If I measure progesterone in any menopausal patient, it will be extremely low. That is normal and does not require replacement. Progesterone does cover up symptoms such as headaches, hot flashes, night sweats, etc., so women “feel better” when they are on it and thus think that they are healthier. Without needed estrogen, the hormone that genuinely treats the problem, deterioration can continue despite the progesterone “cover-up.”

Saliva testing for progesterone and estrogen is very inconsistent and vastly less accurate than blood testing.

Estrogen topical cream is inconsistent in delivering adequate and consistent serum levels of estradiol. Many creams are mostly estriol and estrone, 1000X and 100X LESS effective than estradiol in controlling symptoms. You need estrogen delivered consistently with blood monitoring of the estradiol levels (make sure it’s estradiol). The appropriate range is 60-200 or so depending on age.


Can’t lose weight in ketosis

Please help me.

I lost just over 100 pounds (45 kilos) on the low-carb South Beach diet in my late 20s, so I know the low-carb lifestyle works. I gained back approximately 30 pounds (14 kilos) after being hospitalized for eight days due to severe asthma and being treated with high-dose steroids for a couple of months. I kept the rest of the weight off, and it’s been over 15 years since then.

The South Beach diet didn’t work for me to take off the steroid weight, and I also have PCOS, so I tried the keto diet. I’ve been in ketosis with blood ketone readings between 1.1-1.9 mmol/L consistently, and the urine sticks always turn medium to dark purple.

I never go over on carbs, rarely go above on protein (if I do, it’s by a gram or two), and have a calorie deficit every day. By all indicators, I should be losing weight, but I’m not. When I did the South Beach diet, the weight dropped off so fast I couldn’t keep up with getting clothes that fit.

Now it’s been seven weeks of being in moderate ketosis and exercising regularly, and I have lost nothing, zero, zip, nada. My measurements haven’t changed, the amount of flab hasn’t changed, and I’m not more toned.
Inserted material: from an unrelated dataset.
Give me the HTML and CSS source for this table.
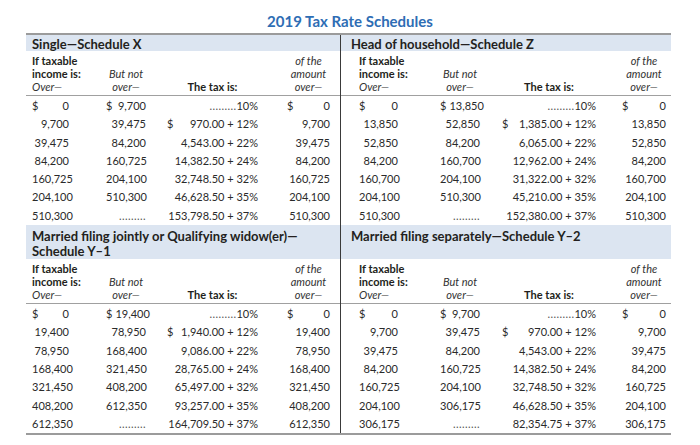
FILE: index.html
```html
<!DOCTYPE html>
<html lang="en">
<head>
<meta charset="utf-8">
<title>2019 Tax Rate Schedules</title>
<link rel="stylesheet" href="styles.css">
</head>
<body>
<h1 class="title">2019 Tax Rate Schedules</h1>
<div class="sheet">
  <section class="sched L top">
    <div class="band">Single—Schedule X</div>
    <div class="grid colhead">
      <div class="h h1"><b>If taxable</b><b>income is:</b><i>Over—</i></div>
      <div class="h h2"><i>But not</i><i>over—</i></div>
      <div class="h h3"><b>The tax is:</b></div>
      <div class="h h4"><i>of the</i><i>amount</i><i>over—</i></div>
    </div>
    <div class="grid rows">
      <div class="c"><span>$</span><span>0</span></div><div class="c"><span>$</span><span>9,700</span></div><div class="c"><span><span class="dots">.........</span>10%</span></div><div class="c"><span>$</span><span>0</span></div>
      <div class="c"><span>9,700</span></div><div class="c"><span>39,475</span></div><div class="c"><span>$</span><span>970.00 + 12%</span></div><div class="c"><span>9,700</span></div>
      <div class="c"><span>39,475</span></div><div class="c"><span>84,200</span></div><div class="c"><span>4,543.00 + 22%</span></div><div class="c"><span>39,475</span></div>
      <div class="c"><span>84,200</span></div><div class="c"><span>160,725</span></div><div class="c"><span>14,382.50 + 24%</span></div><div class="c"><span>84,200</span></div>
      <div class="c"><span>160,725</span></div><div class="c"><span>204,100</span></div><div class="c"><span>32,748.50 + 32%</span></div><div class="c"><span>160,725</span></div>
      <div class="c"><span>204,100</span></div><div class="c"><span>510,300</span></div><div class="c"><span>46,628.50 + 35%</span></div><div class="c"><span>204,100</span></div>
      <div class="c"><span>510,300</span></div><div class="c"><span class="dots">.........</span></div><div class="c"><span>153,798.50 + 37%</span></div><div class="c"><span>510,300</span></div>
    </div>
  </section>
  <section class="sched R top">
    <div class="band">Head of household—Schedule Z</div>
    <div class="grid colhead">
      <div class="h h1"><b>If taxable</b><b>income is:</b><i>Over—</i></div>
      <div class="h h2"><i>But not</i><i>over—</i></div>
      <div class="h h3"><b>The tax is:</b></div>
      <div class="h h4"><i>of the</i><i>amount</i><i>over—</i></div>
    </div>
    <div class="grid rows">
      <div class="c"><span>$</span><span>0</span></div><div class="c"><span>$</span><span>13,850</span></div><div class="c"><span><span class="dots">.........</span>10%</span></div><div class="c"><span>$</span><span>0</span></div>
      <div class="c"><span>13,850</span></div><div class="c"><span>52,850</span></div><div class="c"><span>$</span><span>1,385.00 + 12%</span></div><div class="c"><span>13,850</span></div>
      <div class="c"><span>52,850</span></div><div class="c"><span>84,200</span></div><div class="c"><span>6,065.00 + 22%</span></div><div class="c"><span>52,850</span></div>
      <div class="c"><span>84,200</span></div><div class="c"><span>160,700</span></div><div class="c"><span>12,962.00 + 24%</span></div><div class="c"><span>84,200</span></div>
      <div class="c"><span>160,700</span></div><div class="c"><span>204,100</span></div><div class="c"><span>31,322.00 + 32%</span></div><div class="c"><span>160,700</span></div>
      <div class="c"><span>204,100</span></div><div class="c"><span>510,300</span></div><div class="c"><span>45,210.00 + 35%</span></div><div class="c"><span>204,100</span></div>
      <div class="c"><span>510,300</span></div><div class="c"><span class="dots">.........</span></div><div class="c"><span>152,380.00 + 37%</span></div><div class="c"><span>510,300</span></div>
    </div>
  </section>
  <section class="sched L bottom">
    <div class="band">Married filing jointly or Qualifying widow(er)—<br>Schedule Y–1</div>
    <div class="grid colhead">
      <div class="h h1"><b>If taxable</b><b>income is:</b><i>Over—</i></div>
      <div class="h h2"><i>But not</i><i>over—</i></div>
      <div class="h h3"><b>The tax is:</b></div>
      <div class="h h4"><i>of the</i><i>amount</i><i>over—</i></div>
    </div>
    <div class="grid rows">
      <div class="c"><span>$</span><span>0</span></div><div class="c"><span>$</span><span>19,400</span></div><div class="c"><span><span class="dots">.........</span>10%</span></div><div class="c"><span>$</span><span>0</span></div>
      <div class="c"><span>19,400</span></div><div class="c"><span>78,950</span></div><div class="c"><span>$</span><span>1,940.00 + 12%</span></div><div class="c"><span>19,400</span></div>
      <div class="c"><span>78,950</span></div><div class="c"><span>168,400</span></div><div class="c"><span>9,086.00 + 22%</span></div><div class="c"><span>78,950</span></div>
      <div class="c"><span>168,400</span></div><div class="c"><span>321,450</span></div><div class="c"><span>28,765.00 + 24%</span></div><div class="c"><span>168,400</span></div>
      <div class="c"><span>321,450</span></div><div class="c"><span>408,200</span></div><div class="c"><span>65,497.00 + 32%</span></div><div class="c"><span>321,450</span></div>
      <div class="c"><span>408,200</span></div><div class="c"><span>612,350</span></div><div class="c"><span>93,257.00 + 35%</span></div><div class="c"><span>408,200</span></div>
      <div class="c"><span>612,350</span></div><div class="c"><span class="dots">.........</span></div><div class="c"><span>164,709.50 + 37%</span></div><div class="c"><span>612,350</span></div>
    </div>
  </section>
  <section class="sched R bottom">
    <div class="band">Married filing separately—Schedule Y–2</div>
    <div class="grid colhead">
      <div class="h h1"><b>If taxable</b><b>income is:</b><i>Over—</i></div>
      <div class="h h2"><i>But not</i><i>over—</i></div>
      <div class="h h3"><b>The tax is:</b></div>
      <div class="h h4"><i>of the</i><i>amount</i><i>over—</i></div>
    </div>
    <div class="grid rows">
      <div class="c"><span>$</span><span>0</span></div><div class="c"><span>$</span><span>9,700</span></div><div class="c"><span><span class="dots">.........</span>10%</span></div><div class="c"><span>$</span><span>0</span></div>
      <div class="c"><span>9,700</span></div><div class="c"><span>39,475</span></div><div class="c"><span>$</span><span>970.00 + 12%</span></div><div class="c"><span>9,700</span></div>
      <div class="c"><span>39,475</span></div><div class="c"><span>84,200</span></div><div class="c"><span>4,543.00 + 22%</span></div><div class="c"><span>39,475</span></div>
      <div class="c"><span>84,200</span></div><div class="c"><span>160,725</span></div><div class="c"><span>14,382.50 + 24%</span></div><div class="c"><span>84,200</span></div>
      <div class="c"><span>160,725</span></div><div class="c"><span>204,100</span></div><div class="c"><span>32,748.50 + 32%</span></div><div class="c"><span>160,725</span></div>
      <div class="c"><span>204,100</span></div><div class="c"><span>306,175</span></div><div class="c"><span>46,628.50 + 35%</span></div><div class="c"><span>204,100</span></div>
      <div class="c"><span>306,175</span></div><div class="c"><span class="dots">.........</span></div><div class="c"><span>82,354.75 + 37%</span></div><div class="c"><span>306,175</span></div>
    </div>
  </section>
</div>
</body>
</html>
```
FILE: styles.css
```css
* { box-sizing: border-box; }
html, body { margin: 0; padding: 0; background: #fff; }
body {
  width: 700px;
  height: 445px;
  overflow: hidden;
  font-family: Lato, "Open Sans", sans-serif;
  color: #231f20;
}
.title {
  margin: 0;
  padding-top: 12px;
  height: 33px;
  font-size: 15px;
  line-height: 18px;
  font-weight: 700;
  color: #2e6db4;
  text-align: center;
}
.sheet {
  margin-left: 26px;
  width: 645px;
  display: grid;
  grid-template-columns: 315px 330px;
  border-top: 2px solid #9b9b9b;
  border-bottom: 2px solid #9b9b9b;
}
.sched.L { border-right: 1px solid #3a3a3a; }
.band {
  background: #dce5f1;
  font-size: 13px;
  font-weight: 700;
  line-height: 14px;
  color: #231f20;
}
.top .band { height: 16px; padding-top: 2px; }
.bottom .band { height: 34px; padding-top: 4px; line-height: 15px; }
.L .band { padding-left: 6px; }
.R .band { padding-left: 10px; }

.grid { display: grid; }
.L .grid { grid-template-columns: 43px 77px 112px 72px; }
.R .grid { grid-template-columns: 57px 82px 116px 70px; }

.colhead {
  height: 45px;
  padding-top: 3px;
  border-bottom: 1px solid #a0a0a0;
  font-size: 11px;
  line-height: 13px;
}
.h { display: flex; flex-direction: column; justify-content: flex-start; white-space: nowrap; }
.h b { font-weight: 700; }
.h i { font-style: italic; color: #333; }
.h2 { padding-top: 13px; text-align: center; }
.h3 { padding-top: 26px; text-align: center; padding-left: 10px; }
.h4 { text-align: center; }

.rows {
  font-size: 11px;
  line-height: 18.3px;
  color: #2a2a2a;
  padding-top: 1px;
}
.c { display: flex; justify-content: space-between; gap: 3px; white-space: nowrap; }
.c > :last-child { margin-left: auto; }
.dots { letter-spacing: 0.4px; color: #555; }

.L .grid > :nth-child(4n+1) { padding-left: 6px; }
.L .grid > :nth-child(4n+2) { padding-left: 37px; }
.L .grid > :nth-child(4n+3) { padding-left: 21px; }
.L .grid > :nth-child(4n+4) { padding-left: 29px; }
.R .grid > :nth-child(4n+1) { padding-left: 18px; }
.R .grid > :nth-child(4n+2) { padding-left: 42px; }
.R .grid > :nth-child(4n+3) { padding-left: 22px; }
.R .grid > :nth-child(4n+4) { padding-left: 26px; }
```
My doctor says my thyroid is fine and naturally tells me no wonder I’m not losing weight eating butter, bacon, and coconut oil and that I need to start eating whole grains and low-fat snacks. Conventional medicine cannot accept the keto concept, and I know this because I’m a critical care/ER nurse myself. But I know for a fact that if I eat brown rice and whole-wheat pasta, I’ll gain 5 pounds (2 kilos) in a week.

Please help me. I’m so discouraged and desperate. What is the point of staying keto if I’m going to be precisely the same size and shape as when I was eating lasagna and baked potatoes?


Dr. Fox:

Don’t be discouraged! Focus on staying the course and consider that you may feel better with a TSH <1.5. If you are working nights or have a rotating schedule, this can be extremely stressful and raise cortisol, the stress hormone. I would ask for an am cortisol test. Healthy values are <10. Another sleep disturbance, such as sleep apnea, is also a huge issue. I would recommend not cutting calories. In women, this sometimes produces stress and foils the efforts. My general recommendations based on my clinical experience are the following: Start a trial of no aerobic exercise (resistance training is OK), no coffee, sleep for seven to eight hours per night, 200+ calorie meals every three hours (this can help if high cortisol is an issue), check and replace vitamin D levels, and replace iodine and magnesium through supplements. You may not need this pattern for life, but it may be worth an experiment to see how you respond. Sometimes life is a series of experiments. You can also see the diet doctor guide on weight loss stalls to see if that information helps.

Will the keto diet help with neurodegenerative conditions?

I have been told that the keto diet will help prevent neurodegenerative conditions from worsening. However, most of what’s on this site is information about weight loss. I’m wondering will this website help me in the neurodegenerative condition area, and if so, is it the same approach to the recipes?


Dr. Fox:

Yes, the brain is very sensitive and responsive to ketosis. In certain situations, the recovery may be slow.

Diet Doctor has a few posts on Alzheimer’s disease, discussions of case reports, and a discussion on Parkinson’s disease. Hopefully some of those resources will help.